Following the aforementioned remote proxy design pattern, components on the HVL side acting as proxies to HDL BFM interfaces can call relevant tasks and functions declared inside the BFMs via virtual interface handles to drive and sample DUT signals, initiate BFM threads, configure BFM parameters or retrieve BFM status. This remote task/function call mechanism is based for the most part on the established Accellera SCE-MI 2 function model, so it has the same kind of performance benefits as SCE-MI 2. By retaining the original transactor layer components as the BFM proxies — minus the extracted BFMs themselves — impact on the original object-oriented testbench is minimized.
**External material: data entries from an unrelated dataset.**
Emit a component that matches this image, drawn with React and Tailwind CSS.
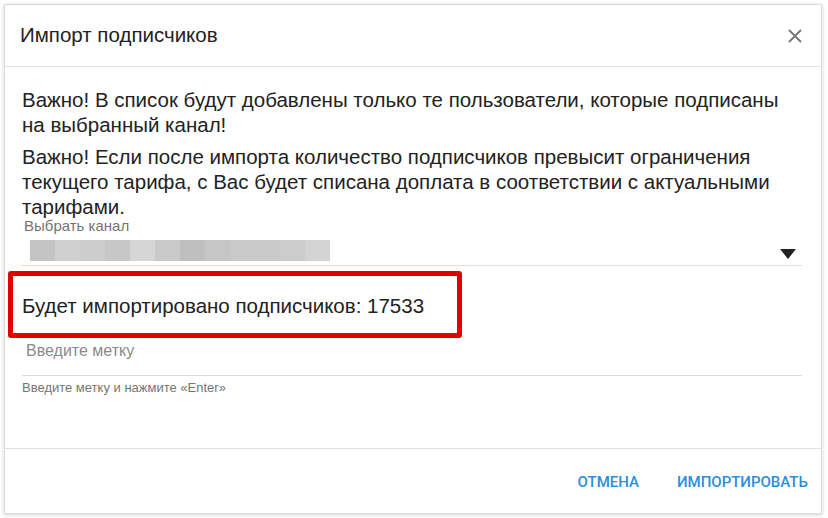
import React from "react";

const blocks = ["#c4c4c4", "#cfcfcf", "#cdcdcd", "#c7c7c7", "#d6d6d6", "#c9c9c9", "#bfbfbf", "#c6c6c6", "#c9c9c9", "#c9c9c9", "#cccccc", "#d4d4d4"];

export default function App() {
  return (
    <div className="w-[828px] h-[518px] bg-white p-[4px] overflow-hidden" style={{ fontFamily: '"Liberation Sans", Arial, sans-serif' }}>
      <div className="w-[818px] h-[510px] bg-white border border-[#dcdcdc] shadow-[0_1px_4px_rgba(0,0,0,0.18)] flex flex-col">
        <div className="h-[62px] shrink-0 flex items-center justify-between pl-[15px] pr-[18px] border-b border-[#e0e0e0]">
          <span className="text-[20.5px] text-[#222]">Импорт подписчиков</span>
          <svg width="16" height="16" viewBox="0 0 16 16" className="text-[#757575]">
            <path d="M2 2 L14 14 M14 2 L2 14" stroke="currentColor" strokeWidth="1.8" fill="none" />
          </svg>
        </div>
        <div className="flex-1 flex flex-col pl-[17px] pr-[19px] pt-[20px] text-[#222]">
          <p className="text-[20.5px] leading-[25px]">Важно! В список будут добавлены только те пользователи, которые подписаны на выбранный канал!</p>
          <p className="text-[20.5px] leading-[25px] mt-[7px]">Важно! Если после импорта количество подписчиков превысит ограничения текущего тарифа, с Вас будет списана доплата в соответствии с актуальными тарифами.</p>
          <div>
            <div className="text-[15px] leading-[16px] text-[#757575] mt-[-1px] pl-[2px]">Выбрать канал</div>
            <div className="flex items-center justify-between h-[32px] border-b border-[#e0e0e0]">
              <div className="flex h-[21px] mt-[2px] ml-[8px]">
                {blocks.map((c, i) => (
                  <div key={i} className="w-[25px] h-[21px]" style={{ background: c }} />
                ))}
              </div>
              <svg width="16" height="10" viewBox="0 0 16 10" className="mr-[6px] mt-[8px]">
                <path d="M0 0 L16 0 L8 10 Z" fill="#222" />
              </svg>
            </div>
          </div>
          <div className="ml-[-14px] mt-[5px] w-[454px] h-[67px] border-[5px] border-[#e20000] rounded-[3px] flex items-center pl-[9px]">
            <span className="text-[20.5px] text-[#222] mt-[4px]">Будет импортировано подписчиков: 17533</span>
          </div>
          <div>
            <div className="text-[16px] text-[#8a8a8a] leading-[18px] mt-[4px] pl-[4px]">Введите метку</div>
            <div className="h-[16px] border-b border-[#dcdcdc]"></div>
            <div className="text-[13px] text-[#757575] mt-[4px] leading-[15px]">Введите метку и нажмите «Enter»</div>
          </div>
        </div>
        <div className="h-[65px] shrink-0 border-t border-[#e0e0e0] flex items-center justify-end gap-[38px] pr-[13px]" style={{ fontFamily: 'Roboto, "Liberation Sans", sans-serif' }}>
          <span className="text-[15px] font-medium text-[#2a8ee0] mt-[2px]">ОТМЕНА</span>
          <span className="text-[15px] font-medium text-[#2a8ee0] mt-[2px]">ИМПОРТИРОВАТЬ</span>
        </div>
      </div>
    </div>
  );
}
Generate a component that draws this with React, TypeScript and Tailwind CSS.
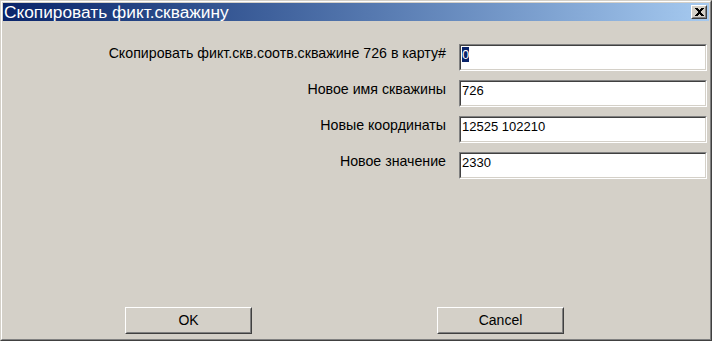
const font = { fontFamily: '"Liberation Sans", Arial, sans-serif' };

function Field({ label, value, selected = false }: { label: string; value: string; selected?: boolean }) {
  return (
    <div className="flex h-[36px] items-start">
      <div className="w-[443px] pt-[1px] text-right text-[14.2px] leading-[16px] text-black">{label}</div>
      <div className="ml-[13px] h-[27px] w-[248px] border border-b-white border-l-[#808080] border-r-white border-t-[#808080]">
        <div className="h-full w-full border border-b-[#d4d0c8] border-l-[#404040] border-r-[#d4d0c8] border-t-[#404040] bg-white px-[1px] pt-[1px] text-[13px] leading-[15px] text-black">
          {selected ? <span className="bg-[#0a246a] text-white">{value}</span> : value}
        </div>
      </div>
    </div>
  );
}

function WinButton({ children }: { children: React.ReactNode }) {
  return (
    <div className="h-[27px] w-[127px] border border-b-[#404040] border-l-white border-r-[#404040] border-t-white">
      <div className="flex h-full w-full items-center justify-center border border-b-[#808080] border-l-[#d4d0c8] border-r-[#808080] border-t-[#d4d0c8] bg-[#d4d0c8] text-[14px] text-black">
        {children}
      </div>
    </div>
  );
}

export default function App() {
  return (
    <div style={font} className="h-[341px] w-[712px] select-none">
      <div className="h-full w-full border border-b-[#404040] border-l-[#d4d0c8] border-r-[#404040] border-t-[#d4d0c8]">
        <div className="flex h-full w-full flex-col border border-b-[#808080] border-l-white border-r-[#808080] border-t-white bg-[#d4d0c8] p-px">
          <div className="flex h-[18px] shrink-0 items-center justify-between bg-gradient-to-r from-[#0a246a] to-[#a6caf0] pl-[1px] pr-[2px]">
            <span className="text-[17.3px] leading-[18px] text-white">Скопировать фикт.скважину</span>
            <div className="h-[14px] w-[16px] border border-b-[#404040] border-l-white border-r-[#404040] border-t-white">
              <div className="flex h-full w-full items-center justify-center border border-b-[#808080] border-l-[#d4d0c8] border-r-[#808080] border-t-[#d4d0c8] bg-[#d4d0c8]">
                <svg width="9" height="8" viewBox="0 0 9 8">
                  <path d="M0 0h3v1h1v1h1V1h1V0h3v1H8v1H7v1H6v2h1v1h1v1h1v1H6V7H5V6H4v1H3v1H0V7h1V6h1V5h1V3H2V2H1V1H0z" fill="#000" />
                </svg>
              </div>
            </div>
          </div>
          <div className="flex flex-1 flex-col pt-[23px]">
            <Field label="Скопировать фикт.скв.соотв.скважине 726 в карту#" value="0" selected />
            <Field label="Новое имя скважины" value="726" />
            <Field label="Новые координаты" value="12525 102210" />
            <Field label="Новое значение" value="2330" />
            <div className="flex-1" />
            <div className="flex pb-[4px] pl-[122px]">
              <WinButton>OK</WinButton>
              <div className="w-[185px]" />
              <WinButton>Cancel</WinButton>
            </div>
          </div>
        </div>
      </div>
    </div>
  );
}
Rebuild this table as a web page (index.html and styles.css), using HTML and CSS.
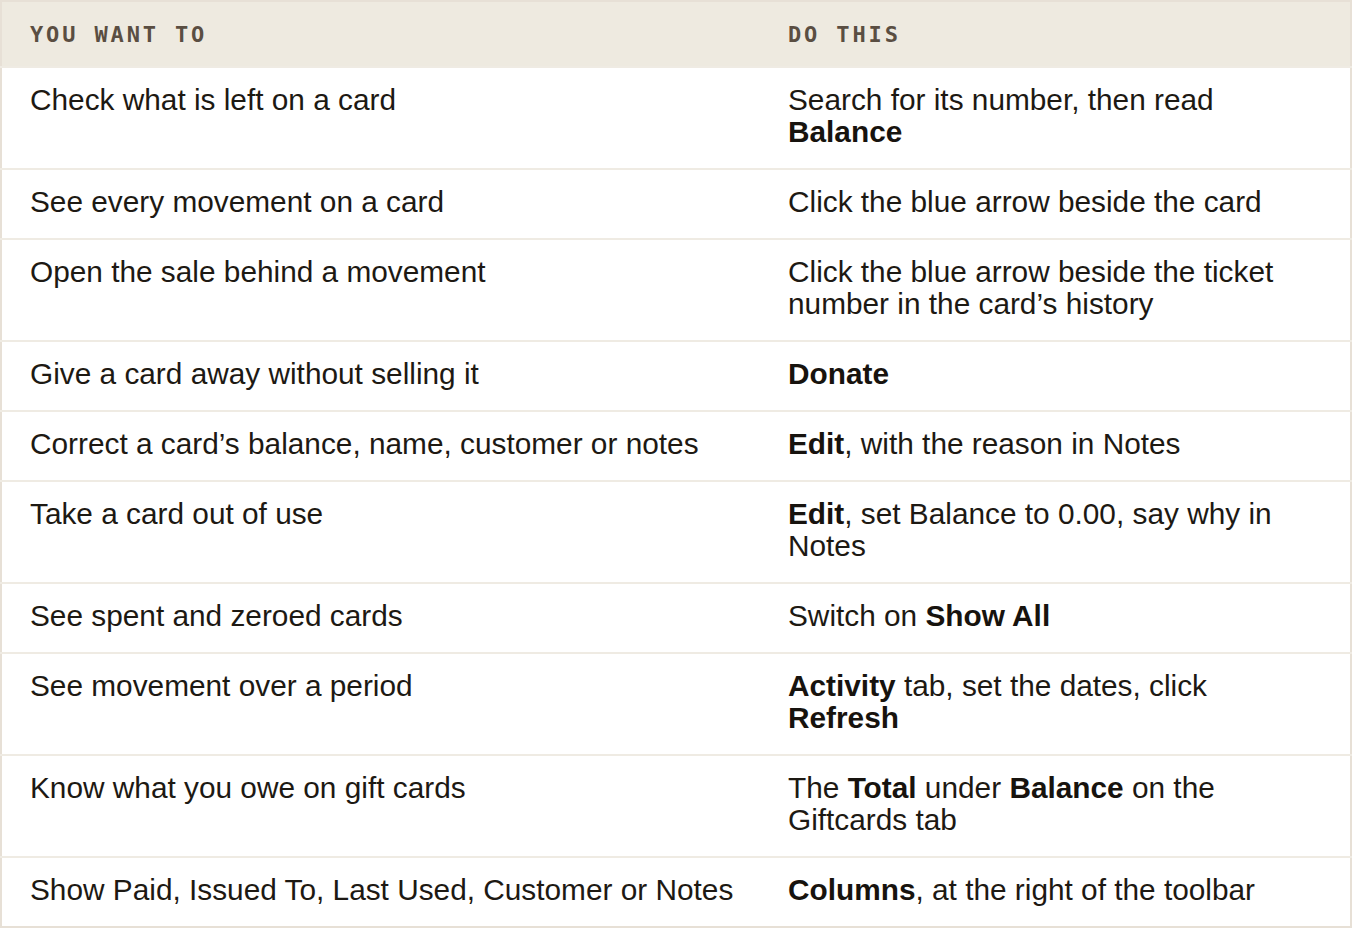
FILE: index.html
```html
<!DOCTYPE html>
<html lang="en">
<head>
    <meta charset="UTF-8">
    <meta name="viewport" content="width=device-width, initial-scale=1.0">
    <title>Gift cards: quick reference</title>
    <link rel="stylesheet" href="styles.css">
</head>
<body>
    <table class="howto">
        <colgroup>
            <col class="col-want">
            <col class="col-do">
        </colgroup>
        <thead>
            <tr>
                <th>You want to</th>
                <th>Do this</th>
            </tr>
        </thead>
        <tbody>
            <tr>
                <td>Check what is left on a card</td>
                <td>Search for its number, then read <b>Balance</b></td>
            </tr>
            <tr>
                <td>See every movement on a card</td>
                <td>Click the blue arrow beside the card</td>
            </tr>
            <tr>
                <td>Open the sale behind a movement</td>
                <td>Click the blue arrow beside the ticket number in the card’s history</td>
            </tr>
            <tr>
                <td>Give a card away without selling it</td>
                <td><b>Donate</b></td>
            </tr>
            <tr>
                <td>Correct a card’s balance, name, customer or notes</td>
                <td><b>Edit</b>, with the reason in Notes</td>
            </tr>
            <tr>
                <td>Take a card out of use</td>
                <td><b>Edit</b>, set Balance to 0.00, say why in Notes</td>
            </tr>
            <tr>
                <td>See spent and zeroed cards</td>
                <td>Switch on <b>Show All</b></td>
            </tr>
            <tr>
                <td>See movement over a period</td>
                <td><b>Activity</b> tab, set the dates, click <b>Refresh</b></td>
            </tr>
            <tr>
                <td>Know what you owe on gift cards</td>
                <td>The <b>Total</b> under <b>Balance</b> on the Giftcards tab</td>
            </tr>
            <tr>
                <td>Show Paid, Issued To, Last Used, Customer or Notes</td>
                <td><b>Columns</b>, at the right of the toolbar</td>
            </tr>
        </tbody>
    </table>
</body>
</html>
```

FILE: styles.css
```css
* {
    box-sizing: border-box;
}

body {
    margin: 0;
    background: #ffffff;
    font-family: "Liberation Sans", Arial, sans-serif;
    color: #1d1913;
}

.howto {
    width: 1352px;
    border-collapse: collapse;
    table-layout: fixed;
    border: 2px solid #e7e0d6;
}

.col-want {
    width: 759px;
}

.howto th {
    background: #eeeae0;
    color: #5a4e42;
    font-family: "DejaVu Sans Mono", monospace;
    font-weight: bold;
    font-size: 22px;
    letter-spacing: 0.13em;
    text-transform: uppercase;
    text-align: left;
    line-height: 29px;
    height: 66px;
    padding: 0 28px;
}

.howto td {
    font-size: 29.8px;
    line-height: 32px;
    vertical-align: top;
    padding: 16px 28px 20px;
    border-top: 2px solid #efebe3;
}

.howto td:first-child {
    white-space: nowrap;
}

.howto b {
    font-weight: bold;
    color: #17130e;
}
```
The proxies form a thin layer in place of the original transactor layer, which allows all other testbench layer components to remain intact. This offers the maximum leverage of existing verification capabilities and methodologies.
Functional verification takes up 60 to 70 percent of the overall design cycle, and design complexity continues to rise. Over the last several years these facts have driven the development and widespread adoption of advanced testbench methodologies like OVM or UVM. As described in this article, the Mentor Graphics’ Veloce TBX acceleration solution provides a compelling testbench reuse methodology that dramatically improves verification throughput and productivity. Again, think of viewing a full frame of graphics in a matter of minutes using simulation acceleration compared to a day of pure simulation. By implementing this straightforward single-source, dual-top testbench methodology, users can target either pure simulation or accelerated simulation — both based on IEEE standards. Significantly, this methodology delivers much higher throughput to meet today’s design complexity challenges and maintains the benefits of testbench methodologies and coverage-driven, constrained-random, and assertion-based verification techniques.